### Set task
Retype all of the listing exactly, passing over any picture you find.

+++ Given data +++

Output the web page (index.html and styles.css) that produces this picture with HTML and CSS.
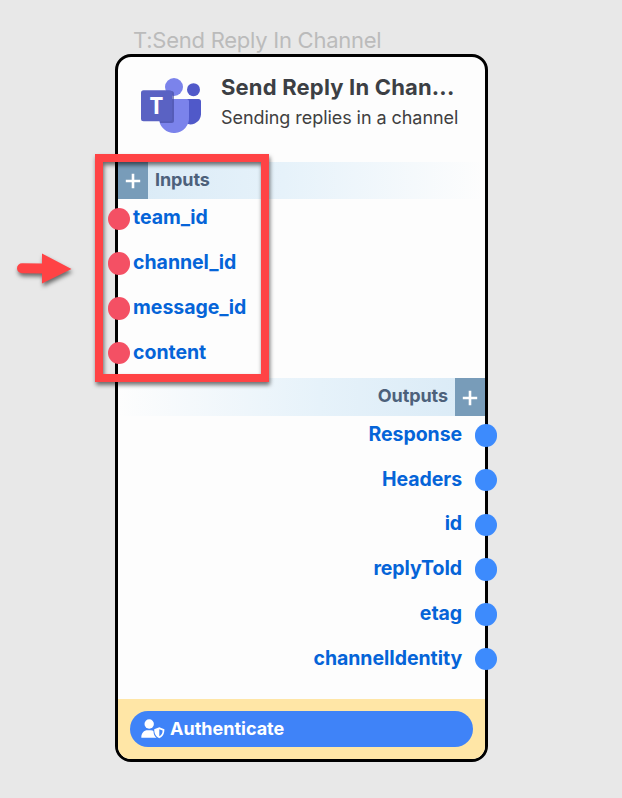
FILE: index.html
```html
<!DOCTYPE html>
<html lang="en">
<head>
<meta charset="utf-8">
<title>Send Reply In Channel</title>
<link rel="stylesheet" href="styles.css">
</head>
<body>
<main class="canvas">
  <section class="node">
    <div class="node-label">T:Send Reply In Channel</div>
    <div class="card">
      <header class="head">
        <svg class="logo" width="62" height="58" viewBox="0 0 62 58">
          <circle cx="53.500" cy="12.700" r="6.500" fill="#5059c9"/>
          <path d="M44 22H58.500Q61 22 61 24.500V37.500A10.500 10.500 0 0 1 44 45Z" fill="#5059c9"/>
          <circle cx="34" cy="10" r="9" fill="#7b83eb"/>
          <path d="M19 22H46.500Q49 22 49 24.500V40A15 15 0 0 1 19 42Z" fill="#7b83eb"/>
          <path d="M19 14H31.500Q34 14 34 16.500V43.500Q34 46 31.500 46H20Z" fill="#40469c" opacity=".65"/>
          <rect x="1" y="13.300" width="31" height="31" rx="2.500" fill="#5a62c3"/>
          <text x="16.500" y="37" text-anchor="middle" class="logo-letter">T</text>
        </svg>
        <div class="head-text">
          <h1 class="title">Send Reply In Chan...</h1>
          <p class="subtitle">Sending replies in a channel</p>
        </div>
      </header>
      <div class="bar bar-inputs">
        <button class="add"><svg width="16" height="16" viewBox="0 0 16 16"><path d="M8 .8V15.200M.8 8H15.200"/></svg></button>
        <span class="bar-name">Inputs</span>
      </div>
      <ul class="ports inputs">
        <li><i class="dot"></i><span>team_id</span></li>
        <li><i class="dot"></i><span>channel_id</span></li>
        <li><i class="dot"></i><span>message_id</span></li>
        <li><i class="dot"></i><span>content</span></li>
      </ul>
      <div class="bar bar-outputs">
        <span class="bar-name">Outputs</span>
        <button class="add"><svg width="16" height="16" viewBox="0 0 16 16"><path d="M8 .8V15.200M.8 8H15.200"/></svg></button>
      </div>
      <ul class="ports outputs">
        <li><span>Response</span><i class="dot"></i></li>
        <li><span>Headers</span><i class="dot"></i></li>
        <li><span>id</span><i class="dot"></i></li>
        <li><span>replyToId</span><i class="dot"></i></li>
        <li><span>etag</span><i class="dot"></i></li>
        <li><span>channelIdentity</span><i class="dot"></i></li>
      </ul>
      <footer class="foot">
        <button class="auth">
          <svg width="24" height="20" viewBox="0 0 24 20">
            <circle cx="8.200" cy="5" r="4.700" fill="#fff"/>
            <path d="M.3 18.500C.3 14 3 11.300 6.500 11.300H10C11.200 11.300 12 11.600 12.500 12C12.500 15 13.500 17.500 15.500 18.800H1.200Q.3 18.800 .3 18.500Z" fill="#fff"/>
            <path d="M18.300 8.300L23.400 10.200C23.400 14.500 22 17.600 18.300 19.200C14.600 17.600 13.200 14.500 13.200 10.200Z" fill="#fff" stroke="#3f83f8" stroke-width=".9" paint-order="stroke" stroke-linejoin="round"/>
            <path d="M18.300 10.200L21.600 11.500C21.500 14.300 20.500 16.200 18.300 17.300Z" fill="#3f83f8"/>
          </svg>
          <span>Authenticate</span>
        </button>
      </footer>
    </div>
  </section>
  <div class="highlight"></div>
  <svg class="arrow" width="70" height="44" viewBox="0 0 70 44">
    <path d="M12 13.300L32 13.500V3.500L61.500 19L32 33.500V23.500L12 23.300A5 5 0 0 1 12 13.300Z" fill="#ff4345"/>
  </svg>
</main>
</body>
</html>
```
FILE: styles.css
```css
* { box-sizing: border-box; }

body {
  margin: 0;
  background: #e8e8e8;
  font-family: Inter, "Liberation Sans", sans-serif;
}

.canvas {
  position: relative;
  width: 622px;
  height: 798px;
  overflow: hidden;
  padding: 27px 0 0 115px;
}

.node { width: 373px; }

.node-label {
  height: 27px;
  padding-left: 18px;
  font-size: 22px;
  line-height: 27px;
  letter-spacing: -.25px;
  color: #bbb;
  white-space: nowrap;
}

.card {
  display: flex;
  flex-direction: column;
  height: 707.500px;
  border: 3px solid #000;
  border-radius: 16px;
  background: #fdfdfd;
}

.head {
  display: flex;
  height: 104.500px;
  padding: 20px 0 0 22px;
}

.logo { flex: none; }

.logo-letter {
  font: 700 23px "Open Sans", sans-serif;
  fill: #fff;
}

.head-text { padding-left: 19px; }

.title {
  margin: -4px 0 0;
  font-size: 22px;
  font-weight: 700;
  line-height: 28px;
  letter-spacing: .18px;
  color: #3c3f44;
  white-space: nowrap;
}

.subtitle {
  margin: 4px 0 0;
  font-size: 18px;
  line-height: 26px;
  letter-spacing: -.06px;
  color: #404040;
  white-space: nowrap;
}

.bar {
  display: flex;
  flex: none;
  height: 37.500px;
}

.bar-inputs { background: linear-gradient(90deg, #d9eaf6, #e6f2fa 45%, #fdfdfd); }

.bar-outputs {
  justify-content: flex-end;
  background: linear-gradient(270deg, #d9eaf6, #e6f2fa 45%, #fdfdfd);
}

.bar-name {
  padding: 0 7px;
  font-size: 18px;
  font-weight: 700;
  line-height: 36px;
  letter-spacing: -.08px;
  color: #4d617b;
}

.add {
  display: flex;
  align-items: center;
  justify-content: center;
  width: 30px;
  padding: 2px 0 0;
  border: 0;
  background: #789cb9;
}

.add path { stroke: #fff; stroke-width: 2.600; }

.ports {
  margin: 0;
  padding: 0;
  list-style: none;
  font-size: 19.500px;
  font-weight: 700;
  letter-spacing: -.05px;
  color: #0564d8;
}

.ports li {
  display: flex;
  align-items: center;
  height: 44.750px;
}

.ports span { padding-bottom: 3px; }

.dot {
  flex: none;
  width: 22.400px;
  height: 22.400px;
  border-radius: 50%;
}

.inputs { height: 179px; margin-top: -2.500px; margin-bottom: 2.500px; }
.inputs li { gap: 3px; margin-left: -10.300px; }
.inputs .dot { background: #f45064; }

.outputs { margin-top: -2.500px; }
.outputs li { justify-content: flex-end; gap: 12.500px; margin-right: -12px; }
.outputs .dot { background: #3d8bfd; }

.foot {
  height: 59.500px;
  margin-top: auto;
  padding: 12px;
  border-radius: 0 0 13px 13px;
  background: #ffe6a6;
}

.auth {
  display: flex;
  align-items: center;
  gap: 5px;
  width: 100%;
  height: 35.500px;
  padding: 0 11px;
  border: 0;
  border-radius: 18px;
  background: #3f83f8;
  color: #fff;
  font: 700 18px Inter, sans-serif;
}

.highlight {
  position: absolute;
  left: 95px;
  top: 154px;
  width: 174px;
  height: 228px;
  border: 8px solid #ff4345;
  filter: drop-shadow(1px 3px 2px rgba(0, 0, 0, .55));
}

.arrow {
  position: absolute;
  left: 10px;
  top: 250px;
  filter: drop-shadow(1px 3px 2px rgba(0, 0, 0, .55));
}
```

+++

### Completed exercise
Output the web page (index.html and styles.css) that produces this picture with HTML and CSS.
FILE: index.html
```html
<!DOCTYPE html>
<html lang="en">
<head>
<meta charset="utf-8">
<title>Send Reply In Channel</title>
<link rel="stylesheet" href="styles.css">
</head>
<body>
<main class="canvas">
  <section class="node">
    <div class="node-label">T:Send Reply In Channel</div>
    <div class="card">
      <header class="head">
        <svg class="logo" width="62" height="58" viewBox="0 0 62 58">
          <circle cx="53.500" cy="12.700" r="6.500" fill="#5059c9"/>
          <path d="M44 22H58.500Q61 22 61 24.500V37.500A10.500 10.500 0 0 1 44 45Z" fill="#5059c9"/>
          <circle cx="34" cy="10" r="9" fill="#7b83eb"/>
          <path d="M19 22H46.500Q49 22 49 24.500V40A15 15 0 0 1 19 42Z" fill="#7b83eb"/>
          <path d="M19 14H31.500Q34 14 34 16.500V43.500Q34 46 31.500 46H20Z" fill="#40469c" opacity=".65"/>
          <rect x="1" y="13.300" width="31" height="31" rx="2.500" fill="#5a62c3"/>
          <text x="16.500" y="37" text-anchor="middle" class="logo-letter">T</text>
        </svg>
        <div class="head-text">
          <h1 class="title">Send Reply In Chan...</h1>
          <p class="subtitle">Sending replies in a channel</p>
        </div>
      </header>
      <div class="bar bar-inputs">
        <button class="add"><svg width="16" height="16" viewBox="0 0 16 16"><path d="M8 .8V15.200M.8 8H15.200"/></svg></button>
        <span class="bar-name">Inputs</span>
      </div>
      <ul class="ports inputs">
        <li><i class="dot"></i><span>team_id</span></li>
        <li><i class="dot"></i><span>channel_id</span></li>
        <li><i class="dot"></i><span>message_id</span></li>
        <li><i class="dot"></i><span>content</span></li>
      </ul>
      <div class="bar bar-outputs">
        <span class="bar-name">Outputs</span>
        <button class="add"><svg width="16" height="16" viewBox="0 0 16 16"><path d="M8 .8V15.200M.8 8H15.200"/></svg></button>
      </div>
      <ul class="ports outputs">
        <li><span>Response</span><i class="dot"></i></li>
        <li><span>Headers</span><i class="dot"></i></li>
        <li><span>id</span><i class="dot"></i></li>
        <li><span>replyToId</span><i class="dot"></i></li>
        <li><span>etag</span><i class="dot"></i></li>
        <li><span>channelIdentity</span><i class="dot"></i></li>
      </ul>
      <footer class="foot">
        <button class="auth">
          <svg width="24" height="20" viewBox="0 0 24 20">
            <circle cx="8.200" cy="5" r="4.700" fill="#fff"/>
            <path d="M.3 18.500C.3 14 3 11.300 6.500 11.300H10C11.200 11.300 12 11.600 12.500 12C12.500 15 13.500 17.500 15.500 18.800H1.200Q.3 18.800 .3 18.500Z" fill="#fff"/>
            <path d="M18.300 8.300L23.400 10.200C23.400 14.500 22 17.600 18.300 19.200C14.600 17.600 13.200 14.500 13.200 10.200Z" fill="#fff" stroke="#3f83f8" stroke-width=".9" paint-order="stroke" stroke-linejoin="round"/>
            <path d="M18.300 10.200L21.600 11.500C21.500 14.300 20.500 16.200 18.300 17.300Z" fill="#3f83f8"/>
          </svg>
          <span>Authenticate</span>
        </button>
      </footer>
    </div>
  </section>
  <div class="highlight"></div>
  <svg class="arrow" width="70" height="44" viewBox="0 0 70 44">
    <path d="M12 13.300L32 13.500V3.500L61.500 19L32 33.500V23.500L12 23.300A5 5 0 0 1 12 13.300Z" fill="#ff4345"/>
  </svg>
</main>
</body>
</html>
```
FILE: styles.css
```css
* { box-sizing: border-box; }

body {
  margin: 0;
  background: #e8e8e8;
  font-family: Inter, "Liberation Sans", sans-serif;
}

.canvas {
  position: relative;
  width: 622px;
  height: 798px;
  overflow: hidden;
  padding: 27px 0 0 115px;
}

.node { width: 373px; }

.node-label {
  height: 27px;
  padding-left: 18px;
  font-size: 22px;
  line-height: 27px;
  letter-spacing: -.25px;
  color: #bbb;
  white-space: nowrap;
}

.card {
  display: flex;
  flex-direction: column;
  height: 707.500px;
  border: 3px solid #000;
  border-radius: 16px;
  background: #fdfdfd;
}

.head {
  display: flex;
  height: 104.500px;
  padding: 20px 0 0 22px;
}

.logo { flex: none; }

.logo-letter {
  font: 700 23px "Open Sans", sans-serif;
  fill: #fff;
}

.head-text { padding-left: 19px; }

.title {
  margin: -4px 0 0;
  font-size: 22px;
  font-weight: 700;
  line-height: 28px;
  letter-spacing: .18px;
  color: #3c3f44;
  white-space: nowrap;
}

.subtitle {
  margin: 4px 0 0;
  font-size: 18px;
  line-height: 26px;
  letter-spacing: -.06px;
  color: #404040;
  white-space: nowrap;
}

.bar {
  display: flex;
  flex: none;
  height: 37.500px;
}

.bar-inputs { background: linear-gradient(90deg, #d9eaf6, #e6f2fa 45%, #fdfdfd); }

.bar-outputs {
  justify-content: flex-end;
  background: linear-gradient(270deg, #d9eaf6, #e6f2fa 45%, #fdfdfd);
}

.bar-name {
  padding: 0 7px;
  font-size: 18px;
  font-weight: 700;
  line-height: 36px;
  letter-spacing: -.08px;
  color: #4d617b;
}

.add {
  display: flex;
  align-items: center;
  justify-content: center;
  width: 30px;
  padding: 2px 0 0;
  border: 0;
  background: #789cb9;
}

.add path { stroke: #fff; stroke-width: 2.600; }

.ports {
  margin: 0;
  padding: 0;
  list-style: none;
  font-size: 19.500px;
  font-weight: 700;
  letter-spacing: -.05px;
  color: #0564d8;
}

.ports li {
  display: flex;
  align-items: center;
  height: 44.750px;
}

.ports span { padding-bottom: 3px; }

.dot {
  flex: none;
  width: 22.400px;
  height: 22.400px;
  border-radius: 50%;
}

.inputs { height: 179px; margin-top: -2.500px; margin-bottom: 2.500px; }
.inputs li { gap: 3px; margin-left: -10.300px; }
.inputs .dot { background: #f45064; }

.outputs { margin-top: -2.500px; }
.outputs li { justify-content: flex-end; gap: 12.500px; margin-right: -12px; }
.outputs .dot { background: #3d8bfd; }

.foot {
  height: 59.500px;
  margin-top: auto;
  padding: 12px;
  border-radius: 0 0 13px 13px;
  background: #ffe6a6;
}

.auth {
  display: flex;
  align-items: center;
  gap: 5px;
  width: 100%;
  height: 35.500px;
  padding: 0 11px;
  border: 0;
  border-radius: 18px;
  background: #3f83f8;
  color: #fff;
  font: 700 18px Inter, sans-serif;
}

.highlight {
  position: absolute;
  left: 95px;
  top: 154px;
  width: 174px;
  height: 228px;
  border: 8px solid #ff4345;
  filter: drop-shadow(1px 3px 2px rgba(0, 0, 0, .55));
}

.arrow {
  position: absolute;
  left: 10px;
  top: 250px;
  filter: drop-shadow(1px 3px 2px rgba(0, 0, 0, .55));
}
```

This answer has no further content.